Gandhi (1982, 191 min.), directed by Richard Attenborough, depicts that fascinating life of the strong and renowned person known as Mahatma Gandhi. The film begins as Gandhi, a young lawyer, naively enters South Africa, a nation plagued by extreme racism, where he chooses to actively stand against the injustices being committed against the Indians rather than passively accept the fate just as so many others had themselves done. It was through his experiences and victories in South Africa that he was prepared to handle the position of great esteem and influence he walked into as he returned to India years later. Gandhi’s personal religions beliefs were deeply rooted in his Hindu upbringing but were not determinate of his worldview as demonstrated through his continual efforts to reconcile the polarized religious groups contained within his beloved nation of India.

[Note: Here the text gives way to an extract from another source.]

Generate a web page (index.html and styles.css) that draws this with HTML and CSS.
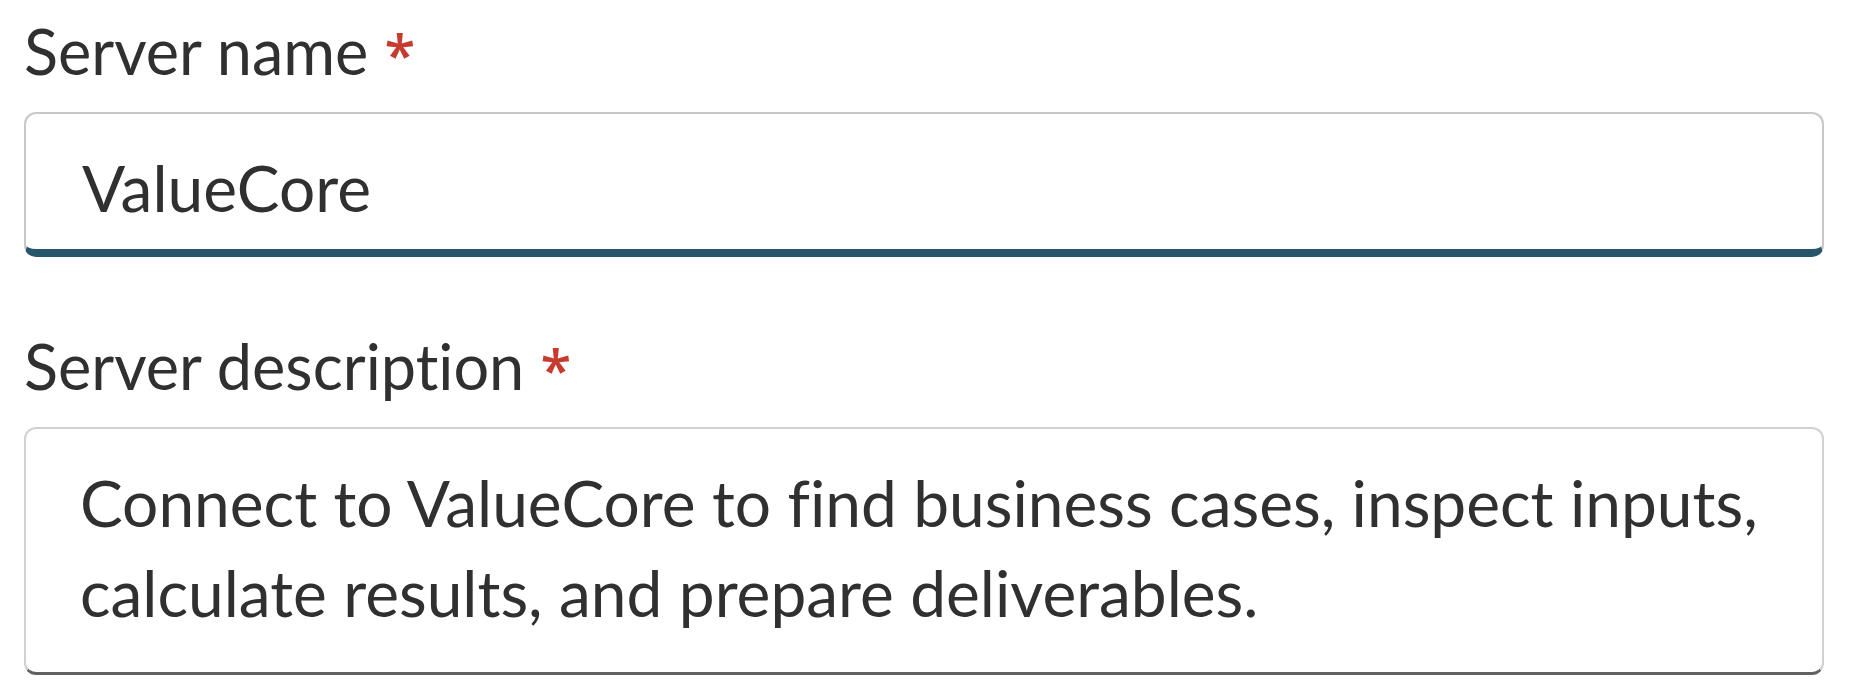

In this paper I am going to discuss the insights I gained through watching this film into Hindu religious beliefs and practices in addition to my personal response to the film.
In the film Gandhi mentions briefly his religious upbringing, which was characteristically Hindu, but the priests would often read through the Quran as well. He considered himself a Hindu, but held Islam, Christianity, and other religions in high respect and found validity in each and every one of them. At one point he is quoted as saying, “I am a Muslim and a Hindu and a Christian and a Jew and so are all of you.” His religion was intensely founded in the understanding that the universe was governed by a power characterized by love and grace, a power characterized by the desire to see humans living in peace and harmony. This was epitomized in Gandhi’s continual search for those very characteristics within his family, community, and nation. The specific religion followed by an individual was never the care of Gandhi. His closest friends included Hindus, Muslims, and Christians. To him the important aspect of an individual’s...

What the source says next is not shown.